Entries provided ->
|---|

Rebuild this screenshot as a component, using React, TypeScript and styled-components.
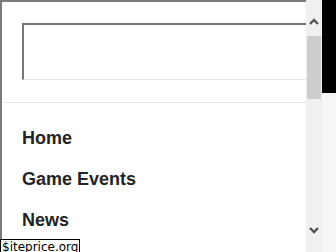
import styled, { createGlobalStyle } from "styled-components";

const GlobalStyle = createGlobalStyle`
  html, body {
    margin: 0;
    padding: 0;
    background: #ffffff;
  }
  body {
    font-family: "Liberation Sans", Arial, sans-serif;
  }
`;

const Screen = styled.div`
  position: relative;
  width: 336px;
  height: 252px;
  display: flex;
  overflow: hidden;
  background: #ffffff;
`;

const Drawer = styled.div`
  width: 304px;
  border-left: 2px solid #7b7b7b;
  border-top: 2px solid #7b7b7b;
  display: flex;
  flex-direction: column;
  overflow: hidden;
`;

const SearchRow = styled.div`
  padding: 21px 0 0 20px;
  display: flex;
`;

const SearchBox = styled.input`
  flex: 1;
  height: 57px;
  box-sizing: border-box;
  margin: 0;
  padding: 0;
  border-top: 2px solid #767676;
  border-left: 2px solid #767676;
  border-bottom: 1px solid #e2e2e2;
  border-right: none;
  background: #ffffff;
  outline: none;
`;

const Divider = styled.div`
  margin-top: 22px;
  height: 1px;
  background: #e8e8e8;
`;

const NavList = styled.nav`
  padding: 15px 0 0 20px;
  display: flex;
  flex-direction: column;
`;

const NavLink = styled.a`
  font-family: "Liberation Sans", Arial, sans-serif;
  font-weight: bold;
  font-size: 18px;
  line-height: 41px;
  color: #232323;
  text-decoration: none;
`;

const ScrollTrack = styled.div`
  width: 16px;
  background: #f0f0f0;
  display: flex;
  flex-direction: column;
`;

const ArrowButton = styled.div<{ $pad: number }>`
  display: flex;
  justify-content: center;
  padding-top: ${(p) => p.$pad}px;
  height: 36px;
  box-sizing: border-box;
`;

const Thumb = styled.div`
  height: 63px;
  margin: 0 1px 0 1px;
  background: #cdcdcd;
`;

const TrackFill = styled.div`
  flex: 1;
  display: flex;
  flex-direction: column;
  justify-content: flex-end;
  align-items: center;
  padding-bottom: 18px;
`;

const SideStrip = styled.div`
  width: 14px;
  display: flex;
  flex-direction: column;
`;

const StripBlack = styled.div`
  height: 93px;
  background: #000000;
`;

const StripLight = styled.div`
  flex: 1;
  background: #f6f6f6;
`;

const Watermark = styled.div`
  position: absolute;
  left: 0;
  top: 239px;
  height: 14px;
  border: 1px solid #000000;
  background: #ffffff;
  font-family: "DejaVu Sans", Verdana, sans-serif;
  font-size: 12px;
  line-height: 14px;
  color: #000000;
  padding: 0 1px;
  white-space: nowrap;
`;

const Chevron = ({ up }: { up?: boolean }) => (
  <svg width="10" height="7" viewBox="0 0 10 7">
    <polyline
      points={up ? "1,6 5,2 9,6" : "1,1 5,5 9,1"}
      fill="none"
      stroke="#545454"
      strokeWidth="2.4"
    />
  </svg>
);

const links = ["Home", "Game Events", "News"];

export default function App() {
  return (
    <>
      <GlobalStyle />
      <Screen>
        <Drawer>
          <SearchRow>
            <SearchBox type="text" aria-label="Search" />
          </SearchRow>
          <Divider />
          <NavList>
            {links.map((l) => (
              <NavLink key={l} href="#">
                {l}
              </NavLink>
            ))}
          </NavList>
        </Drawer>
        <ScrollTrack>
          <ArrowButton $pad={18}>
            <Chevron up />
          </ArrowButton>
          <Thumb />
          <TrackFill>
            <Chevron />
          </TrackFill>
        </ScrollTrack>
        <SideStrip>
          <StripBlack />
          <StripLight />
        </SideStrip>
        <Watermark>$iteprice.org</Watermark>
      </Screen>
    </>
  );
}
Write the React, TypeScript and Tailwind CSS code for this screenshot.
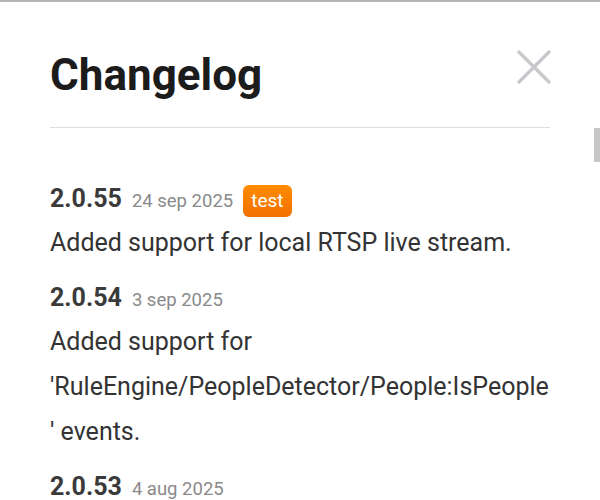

|---|

Set problem ->
Repeat the material above in full and unchanged, minus its images.

Exercise answer ->
Rebuild this screenshot as a component, using React, TypeScript and styled-components.
import styled, { createGlobalStyle } from "styled-components";

const GlobalStyle = createGlobalStyle`
  html, body {
    margin: 0;
    padding: 0;
    background: #ffffff;
  }
  body {
    font-family: "Liberation Sans", Arial, sans-serif;
  }
`;

const Screen = styled.div`
  position: relative;
  width: 336px;
  height: 252px;
  display: flex;
  overflow: hidden;
  background: #ffffff;
`;

const Drawer = styled.div`
  width: 304px;
  border-left: 2px solid #7b7b7b;
  border-top: 2px solid #7b7b7b;
  display: flex;
  flex-direction: column;
  overflow: hidden;
`;

const SearchRow = styled.div`
  padding: 21px 0 0 20px;
  display: flex;
`;

const SearchBox = styled.input`
  flex: 1;
  height: 57px;
  box-sizing: border-box;
  margin: 0;
  padding: 0;
  border-top: 2px solid #767676;
  border-left: 2px solid #767676;
  border-bottom: 1px solid #e2e2e2;
  border-right: none;
  background: #ffffff;
  outline: none;
`;

const Divider = styled.div`
  margin-top: 22px;
  height: 1px;
  background: #e8e8e8;
`;

const NavList = styled.nav`
  padding: 15px 0 0 20px;
  display: flex;
  flex-direction: column;
`;

const NavLink = styled.a`
  font-family: "Liberation Sans", Arial, sans-serif;
  font-weight: bold;
  font-size: 18px;
  line-height: 41px;
  color: #232323;
  text-decoration: none;
`;

const ScrollTrack = styled.div`
  width: 16px;
  background: #f0f0f0;
  display: flex;
  flex-direction: column;
`;

const ArrowButton = styled.div<{ $pad: number }>`
  display: flex;
  justify-content: center;
  padding-top: ${(p) => p.$pad}px;
  height: 36px;
  box-sizing: border-box;
`;

const Thumb = styled.div`
  height: 63px;
  margin: 0 1px 0 1px;
  background: #cdcdcd;
`;

const TrackFill = styled.div`
  flex: 1;
  display: flex;
  flex-direction: column;
  justify-content: flex-end;
  align-items: center;
  padding-bottom: 18px;
`;

const SideStrip = styled.div`
  width: 14px;
  display: flex;
  flex-direction: column;
`;

const StripBlack = styled.div`
  height: 93px;
  background: #000000;
`;

const StripLight = styled.div`
  flex: 1;
  background: #f6f6f6;
`;

const Watermark = styled.div`
  position: absolute;
  left: 0;
  top: 239px;
  height: 14px;
  border: 1px solid #000000;
  background: #ffffff;
  font-family: "DejaVu Sans", Verdana, sans-serif;
  font-size: 12px;
  line-height: 14px;
  color: #000000;
  padding: 0 1px;
  white-space: nowrap;
`;

const Chevron = ({ up }: { up?: boolean }) => (
  <svg width="10" height="7" viewBox="0 0 10 7">
    <polyline
      points={up ? "1,6 5,2 9,6" : "1,1 5,5 9,1"}
      fill="none"
      stroke="#545454"
      strokeWidth="2.4"
    />
  </svg>
);

const links = ["Home", "Game Events", "News"];

export default function App() {
  return (
    <>
      <GlobalStyle />
      <Screen>
        <Drawer>
          <SearchRow>
            <SearchBox type="text" aria-label="Search" />
          </SearchRow>
          <Divider />
          <NavList>
            {links.map((l) => (
              <NavLink key={l} href="#">
                {l}
              </NavLink>
            ))}
          </NavList>
        </Drawer>
        <ScrollTrack>
          <ArrowButton $pad={18}>
            <Chevron up />
          </ArrowButton>
          <Thumb />
          <TrackFill>
            <Chevron />
          </TrackFill>
        </ScrollTrack>
        <SideStrip>
          <StripBlack />
          <StripLight />
        </SideStrip>
        <Watermark>$iteprice.org</Watermark>
      </Screen>
    </>
  );
}
Write the React, TypeScript and Tailwind CSS code for this screenshot.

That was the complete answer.